--- START Recorded data ---

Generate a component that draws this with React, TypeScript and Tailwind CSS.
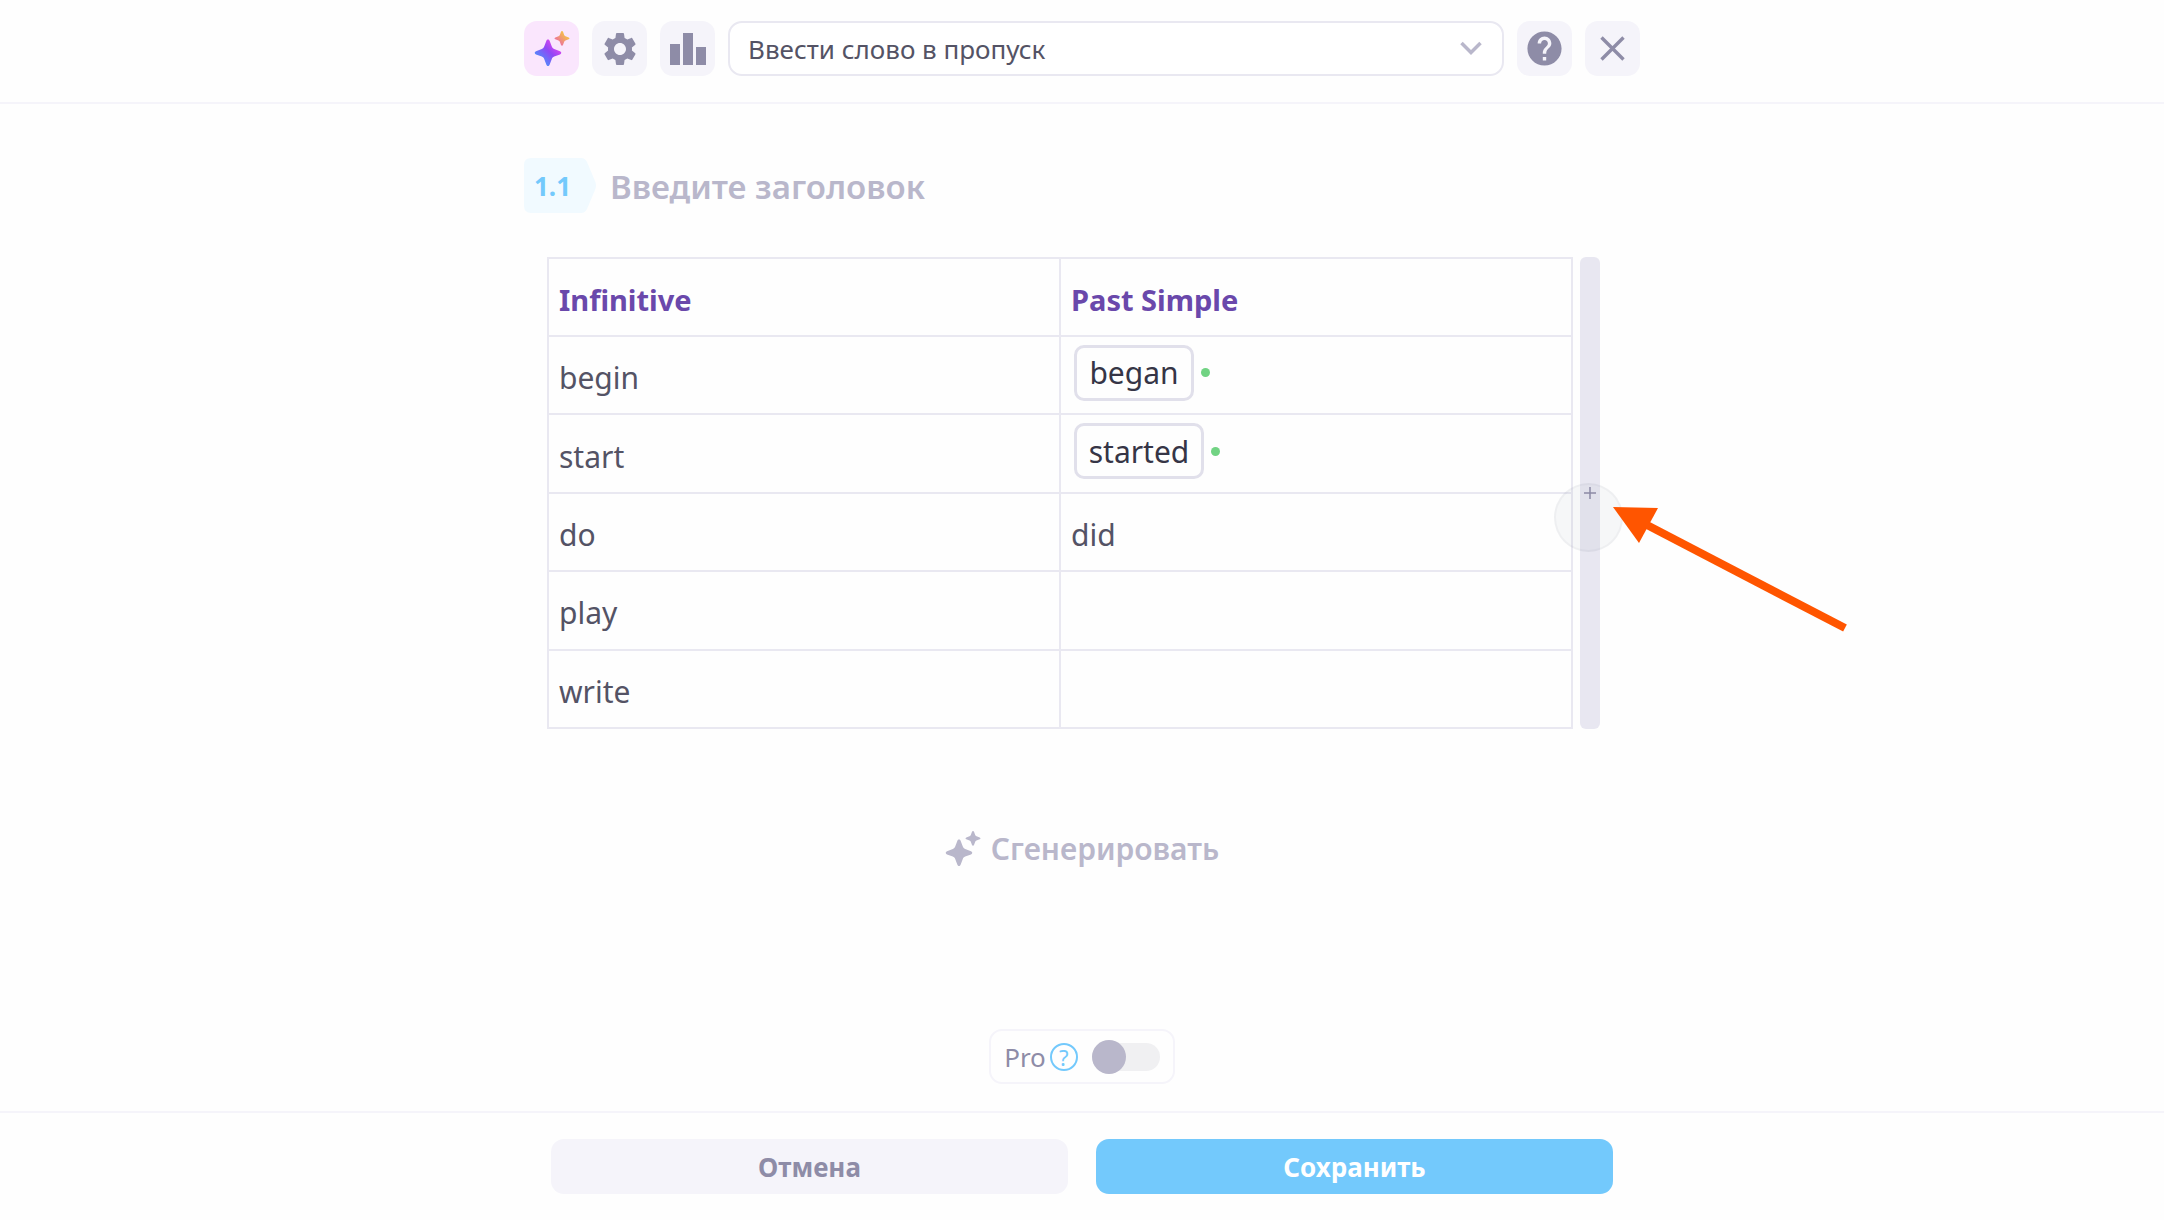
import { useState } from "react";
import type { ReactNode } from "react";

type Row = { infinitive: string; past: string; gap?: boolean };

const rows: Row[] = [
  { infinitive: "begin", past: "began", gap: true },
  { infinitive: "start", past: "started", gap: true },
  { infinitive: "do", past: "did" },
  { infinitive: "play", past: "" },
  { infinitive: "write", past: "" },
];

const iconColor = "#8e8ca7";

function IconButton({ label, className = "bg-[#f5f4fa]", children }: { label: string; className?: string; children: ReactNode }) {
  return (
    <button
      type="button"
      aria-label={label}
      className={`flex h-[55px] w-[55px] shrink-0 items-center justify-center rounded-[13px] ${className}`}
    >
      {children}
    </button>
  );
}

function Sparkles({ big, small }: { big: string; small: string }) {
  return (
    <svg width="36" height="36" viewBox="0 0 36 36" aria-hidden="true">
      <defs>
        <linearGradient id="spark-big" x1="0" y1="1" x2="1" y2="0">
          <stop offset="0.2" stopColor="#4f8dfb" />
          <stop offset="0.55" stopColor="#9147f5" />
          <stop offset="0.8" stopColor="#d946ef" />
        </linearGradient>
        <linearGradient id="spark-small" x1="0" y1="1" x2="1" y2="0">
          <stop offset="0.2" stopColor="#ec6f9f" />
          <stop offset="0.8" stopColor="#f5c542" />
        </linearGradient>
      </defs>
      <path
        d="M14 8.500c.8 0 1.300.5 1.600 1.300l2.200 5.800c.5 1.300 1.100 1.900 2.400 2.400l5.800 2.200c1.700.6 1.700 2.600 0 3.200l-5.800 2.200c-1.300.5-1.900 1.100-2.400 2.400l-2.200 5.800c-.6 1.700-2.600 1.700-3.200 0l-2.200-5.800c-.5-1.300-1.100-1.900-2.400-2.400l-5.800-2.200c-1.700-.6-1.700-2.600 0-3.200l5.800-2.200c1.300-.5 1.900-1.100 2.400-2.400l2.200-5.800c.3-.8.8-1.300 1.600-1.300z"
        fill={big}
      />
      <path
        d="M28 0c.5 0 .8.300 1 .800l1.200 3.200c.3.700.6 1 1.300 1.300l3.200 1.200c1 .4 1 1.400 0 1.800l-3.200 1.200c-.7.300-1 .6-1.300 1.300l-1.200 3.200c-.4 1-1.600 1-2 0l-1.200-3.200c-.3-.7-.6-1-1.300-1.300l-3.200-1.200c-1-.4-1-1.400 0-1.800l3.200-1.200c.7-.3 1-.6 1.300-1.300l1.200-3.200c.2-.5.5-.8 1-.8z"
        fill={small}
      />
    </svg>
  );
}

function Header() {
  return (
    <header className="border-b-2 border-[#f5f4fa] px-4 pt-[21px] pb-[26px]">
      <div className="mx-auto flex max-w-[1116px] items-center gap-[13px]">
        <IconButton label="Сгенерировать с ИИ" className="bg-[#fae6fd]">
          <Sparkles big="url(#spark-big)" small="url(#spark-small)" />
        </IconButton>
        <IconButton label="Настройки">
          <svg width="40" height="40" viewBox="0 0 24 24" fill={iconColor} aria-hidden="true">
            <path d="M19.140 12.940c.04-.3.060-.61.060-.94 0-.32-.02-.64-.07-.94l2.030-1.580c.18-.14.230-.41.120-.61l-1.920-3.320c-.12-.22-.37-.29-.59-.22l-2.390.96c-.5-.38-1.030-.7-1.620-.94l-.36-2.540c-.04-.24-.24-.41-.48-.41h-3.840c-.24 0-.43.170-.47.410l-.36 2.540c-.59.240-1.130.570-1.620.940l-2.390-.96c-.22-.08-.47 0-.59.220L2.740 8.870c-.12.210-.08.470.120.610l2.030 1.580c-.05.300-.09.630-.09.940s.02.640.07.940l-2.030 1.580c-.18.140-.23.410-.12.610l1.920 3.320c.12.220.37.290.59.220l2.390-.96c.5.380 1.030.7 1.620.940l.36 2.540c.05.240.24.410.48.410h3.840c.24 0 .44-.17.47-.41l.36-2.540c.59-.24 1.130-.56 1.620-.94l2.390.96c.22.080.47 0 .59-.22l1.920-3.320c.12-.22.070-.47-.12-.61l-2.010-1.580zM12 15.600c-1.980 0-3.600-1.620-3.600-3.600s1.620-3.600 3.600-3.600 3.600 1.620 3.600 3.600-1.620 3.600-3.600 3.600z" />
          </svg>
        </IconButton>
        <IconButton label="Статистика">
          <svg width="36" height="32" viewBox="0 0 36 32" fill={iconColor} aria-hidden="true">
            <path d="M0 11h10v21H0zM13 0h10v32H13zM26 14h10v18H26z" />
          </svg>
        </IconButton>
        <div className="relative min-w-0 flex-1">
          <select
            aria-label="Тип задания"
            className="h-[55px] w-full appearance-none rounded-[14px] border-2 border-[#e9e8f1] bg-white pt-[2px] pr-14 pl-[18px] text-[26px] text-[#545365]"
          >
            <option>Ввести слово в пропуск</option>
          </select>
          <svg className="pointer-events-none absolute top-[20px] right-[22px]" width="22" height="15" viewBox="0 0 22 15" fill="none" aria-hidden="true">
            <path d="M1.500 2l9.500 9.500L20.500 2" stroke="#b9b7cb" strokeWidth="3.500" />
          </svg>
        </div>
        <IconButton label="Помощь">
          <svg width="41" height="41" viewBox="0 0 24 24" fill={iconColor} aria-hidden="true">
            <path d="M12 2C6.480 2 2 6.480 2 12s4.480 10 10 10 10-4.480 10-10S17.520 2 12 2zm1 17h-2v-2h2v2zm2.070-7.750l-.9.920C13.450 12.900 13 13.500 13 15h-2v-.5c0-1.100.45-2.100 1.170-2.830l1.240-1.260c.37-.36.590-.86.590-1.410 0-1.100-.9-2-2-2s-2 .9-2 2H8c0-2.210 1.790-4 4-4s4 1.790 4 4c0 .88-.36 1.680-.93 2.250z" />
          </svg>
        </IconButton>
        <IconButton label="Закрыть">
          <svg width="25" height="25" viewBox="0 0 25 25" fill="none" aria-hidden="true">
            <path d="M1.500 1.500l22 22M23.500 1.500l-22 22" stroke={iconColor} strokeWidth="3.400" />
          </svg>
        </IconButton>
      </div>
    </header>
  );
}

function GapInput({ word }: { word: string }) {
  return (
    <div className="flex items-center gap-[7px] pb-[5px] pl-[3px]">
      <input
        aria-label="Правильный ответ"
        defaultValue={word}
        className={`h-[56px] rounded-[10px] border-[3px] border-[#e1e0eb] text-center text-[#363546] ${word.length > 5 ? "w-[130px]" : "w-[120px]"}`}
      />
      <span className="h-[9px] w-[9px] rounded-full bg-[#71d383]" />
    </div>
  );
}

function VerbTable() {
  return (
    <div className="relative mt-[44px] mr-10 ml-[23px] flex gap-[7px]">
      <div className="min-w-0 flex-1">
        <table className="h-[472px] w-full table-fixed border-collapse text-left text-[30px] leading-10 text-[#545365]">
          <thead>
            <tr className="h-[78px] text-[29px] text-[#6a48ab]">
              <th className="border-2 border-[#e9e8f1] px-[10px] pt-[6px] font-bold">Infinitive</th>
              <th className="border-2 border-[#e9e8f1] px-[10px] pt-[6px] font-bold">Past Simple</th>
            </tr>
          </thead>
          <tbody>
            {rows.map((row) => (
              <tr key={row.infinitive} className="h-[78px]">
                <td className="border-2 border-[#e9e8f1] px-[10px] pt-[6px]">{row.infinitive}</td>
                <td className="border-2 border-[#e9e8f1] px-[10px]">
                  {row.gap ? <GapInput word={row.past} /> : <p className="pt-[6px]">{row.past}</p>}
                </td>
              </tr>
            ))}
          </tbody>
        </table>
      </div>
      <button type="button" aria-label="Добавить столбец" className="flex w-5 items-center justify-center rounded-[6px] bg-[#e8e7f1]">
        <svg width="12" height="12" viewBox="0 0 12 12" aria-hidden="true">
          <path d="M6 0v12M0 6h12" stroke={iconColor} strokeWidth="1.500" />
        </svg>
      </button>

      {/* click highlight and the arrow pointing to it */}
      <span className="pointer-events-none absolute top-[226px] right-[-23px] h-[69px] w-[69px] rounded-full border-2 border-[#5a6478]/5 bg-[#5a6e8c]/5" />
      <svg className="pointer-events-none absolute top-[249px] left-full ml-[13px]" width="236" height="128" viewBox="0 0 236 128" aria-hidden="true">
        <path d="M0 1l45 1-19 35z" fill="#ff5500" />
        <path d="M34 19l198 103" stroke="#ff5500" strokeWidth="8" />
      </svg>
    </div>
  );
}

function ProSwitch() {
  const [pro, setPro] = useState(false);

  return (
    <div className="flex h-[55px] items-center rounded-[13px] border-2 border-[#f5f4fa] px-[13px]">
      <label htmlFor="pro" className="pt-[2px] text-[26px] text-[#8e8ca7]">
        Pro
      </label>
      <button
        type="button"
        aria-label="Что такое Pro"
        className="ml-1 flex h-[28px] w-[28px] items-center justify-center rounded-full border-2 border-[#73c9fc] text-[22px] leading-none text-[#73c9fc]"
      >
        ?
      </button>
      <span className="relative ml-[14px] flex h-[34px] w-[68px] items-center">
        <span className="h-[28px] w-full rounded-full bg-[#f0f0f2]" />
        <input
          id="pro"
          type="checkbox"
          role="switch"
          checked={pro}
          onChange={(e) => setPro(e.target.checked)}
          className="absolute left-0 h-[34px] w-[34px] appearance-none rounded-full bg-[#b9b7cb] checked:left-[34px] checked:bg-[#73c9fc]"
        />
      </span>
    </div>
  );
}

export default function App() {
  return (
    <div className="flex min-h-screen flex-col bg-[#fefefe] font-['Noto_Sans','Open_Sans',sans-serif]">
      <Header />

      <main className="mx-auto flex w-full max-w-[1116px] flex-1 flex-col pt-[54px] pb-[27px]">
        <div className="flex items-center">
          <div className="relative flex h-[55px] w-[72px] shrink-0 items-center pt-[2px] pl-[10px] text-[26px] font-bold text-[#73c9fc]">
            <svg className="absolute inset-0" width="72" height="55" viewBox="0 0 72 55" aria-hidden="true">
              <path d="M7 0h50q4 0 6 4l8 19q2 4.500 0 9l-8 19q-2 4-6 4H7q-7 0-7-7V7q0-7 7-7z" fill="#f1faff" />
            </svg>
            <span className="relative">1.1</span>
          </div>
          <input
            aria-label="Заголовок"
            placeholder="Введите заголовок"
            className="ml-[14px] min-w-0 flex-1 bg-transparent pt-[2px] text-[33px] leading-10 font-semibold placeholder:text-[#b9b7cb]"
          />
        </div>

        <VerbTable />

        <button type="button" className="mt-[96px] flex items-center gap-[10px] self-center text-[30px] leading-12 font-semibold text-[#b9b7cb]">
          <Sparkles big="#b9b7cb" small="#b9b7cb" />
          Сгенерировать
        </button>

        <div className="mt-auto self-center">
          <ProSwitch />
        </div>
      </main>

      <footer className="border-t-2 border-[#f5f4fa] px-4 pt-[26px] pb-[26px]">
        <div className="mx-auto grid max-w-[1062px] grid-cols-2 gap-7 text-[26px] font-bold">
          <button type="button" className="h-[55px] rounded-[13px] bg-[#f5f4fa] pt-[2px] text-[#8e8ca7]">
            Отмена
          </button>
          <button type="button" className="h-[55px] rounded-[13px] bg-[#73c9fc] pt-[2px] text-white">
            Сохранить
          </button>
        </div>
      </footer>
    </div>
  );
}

--- END Recorded data ---

* [Work to be completed] Copy nothing but the lines from the first one in the listing through the line with "string; past: string;", and omit the pictures.

* [Response to this exercise]
Generate a component that draws this with React, TypeScript and Tailwind CSS.
import { useState } from "react";
import type { ReactNode } from "react";

type Row = { infinitive: string; past: string; gap?: boolean };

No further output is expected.